Much as advocates warned (when begging Ferguson to fight rather than capitulate) the Roster Board is once again one of the roadblocks to gun sales, thanks to Ferguson's change in SB 211. The Board has had vacancies for much of Glendening's tenure, in some cases going years without appointments. During these stretches, handguns sought by a consumer would be left in limbo, since the Board could not reach a quorum to act. Only in the previous year did it finally get slots filled at all. Now that Ferguson has increased the Board by two, the anti-gun representatives know their absence, together with the new unfilled slots, is sufficient to stop new handguns from being approved. Senator Ferguson endorsed the purpose of the Handgun Roster Board, which is to deny Maryland citizens our own choice of handguns. Now we can experience his handiwork. Meanwhile, Ferguson continues to posture back in his hometown press, telling constituents how great a friend he is to the firearms community.
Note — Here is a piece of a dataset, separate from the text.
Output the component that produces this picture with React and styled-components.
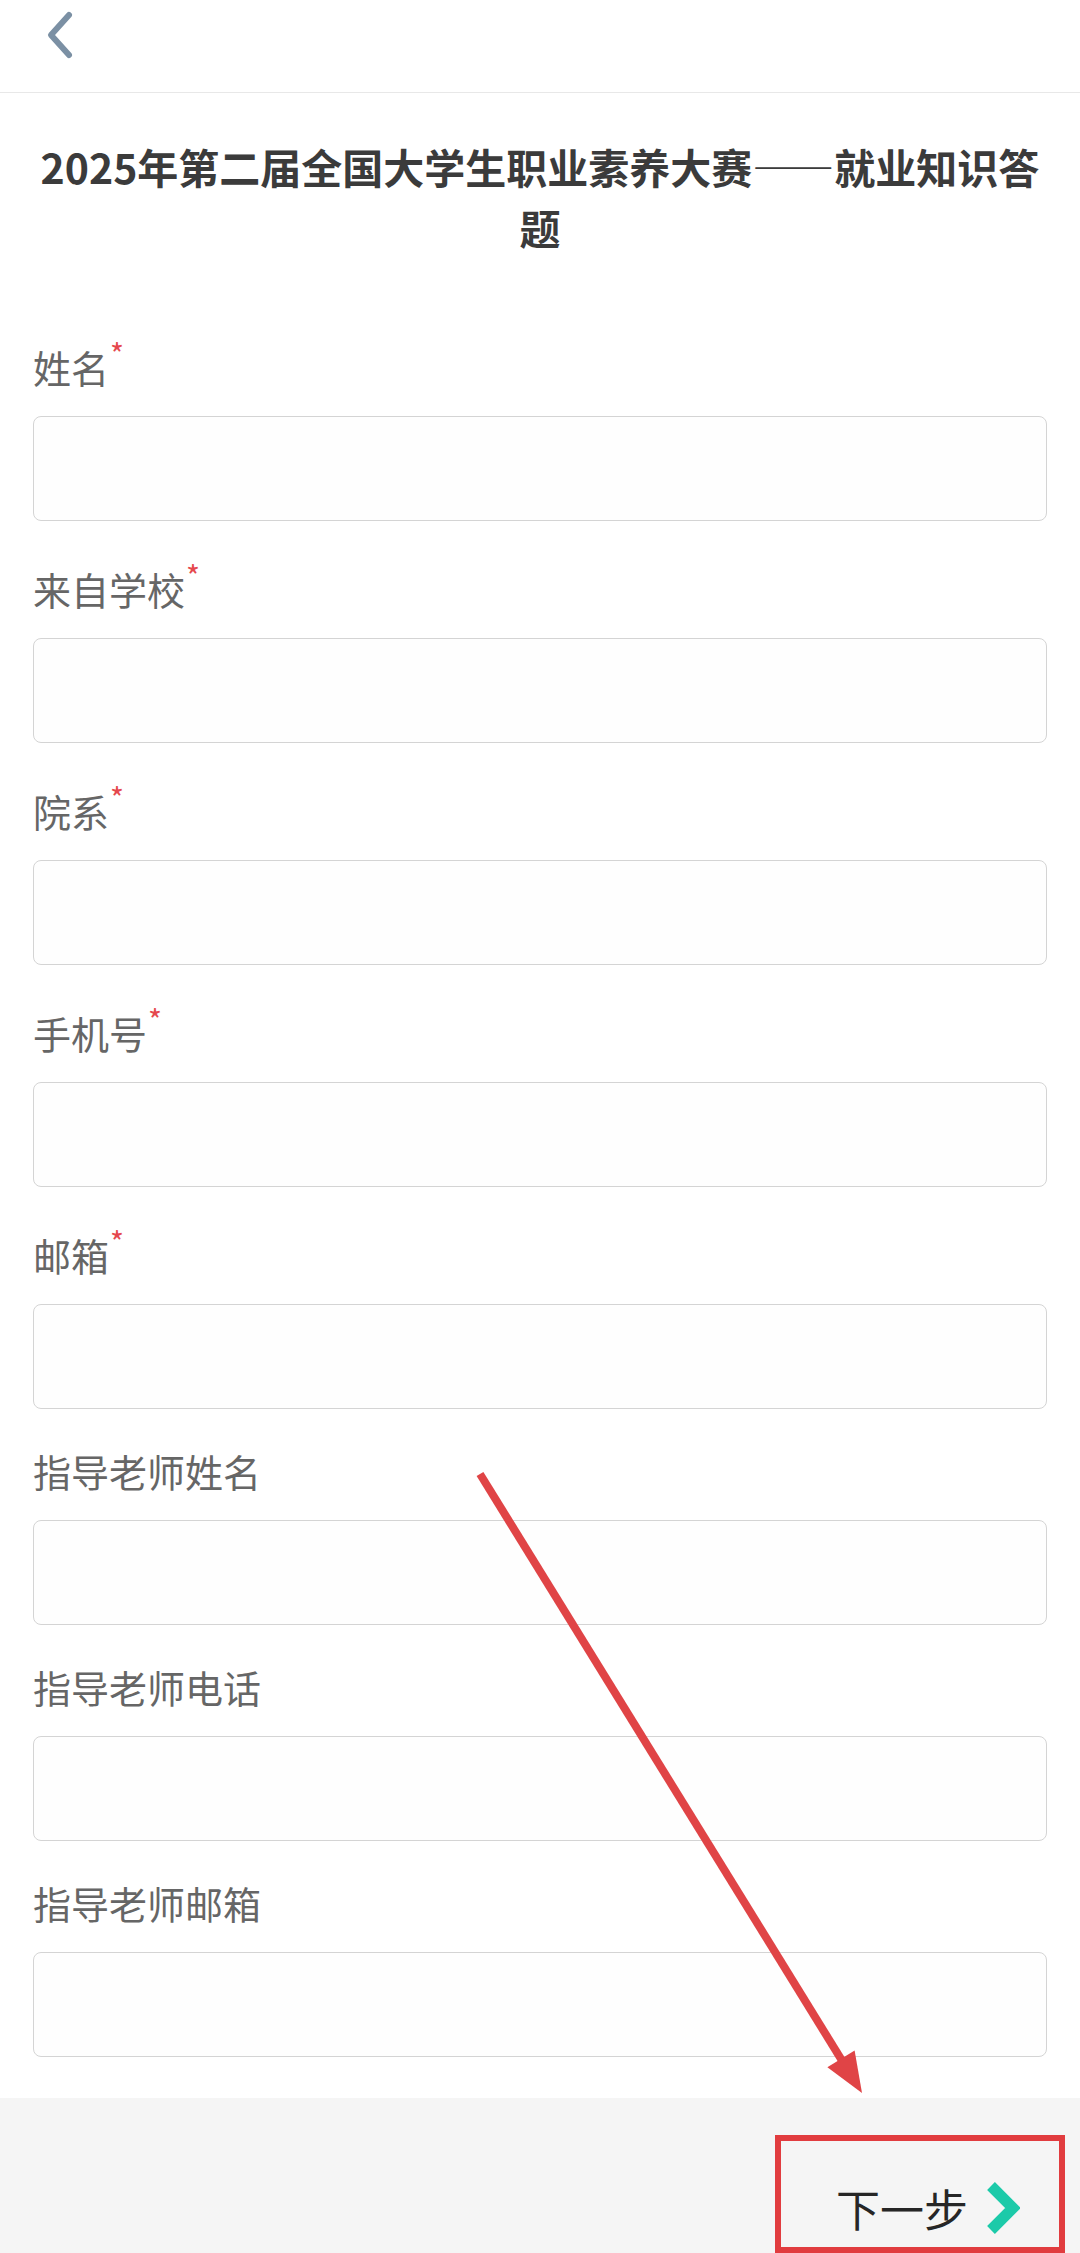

Ironically, it appears that the Roster Board may have less to do in the coming year, even if it does get a quorum. The rate of applications to sell new guns in Maryland is dropping. Apparently, dealers and manufactures who can't get a gun past the MSP ballistic fingerprint barrier have no incentive to petition the Roster Board for new guns which can only be sold in theory. The situation continues to get nothing but worse.

The Gizmo Gotcha. None of what we're experiencing now even remotely has to do with the next wave of 211 restrictions, which will be the ban on handguns not having "integrated mechanical safety devices." That part will kick in after next year. Only the Good Lord knows what that will mean, though anti-gunners assure us what was contemplated in the language is that which is not widely available today. No surprise there.

The good news? Future press coverage of turmoil over 'integrated lock' restrictions will give us free advertising on what legislators did to the community. These restrictions will be warming up just about the time gun owners go to the polls in 2002. Historically, gun control doesn't elect candidates, but it does un-elect them. If we're blessed with candidates after the redistricting follies, then we'll be blessed with ready-made 'get out the vote' material.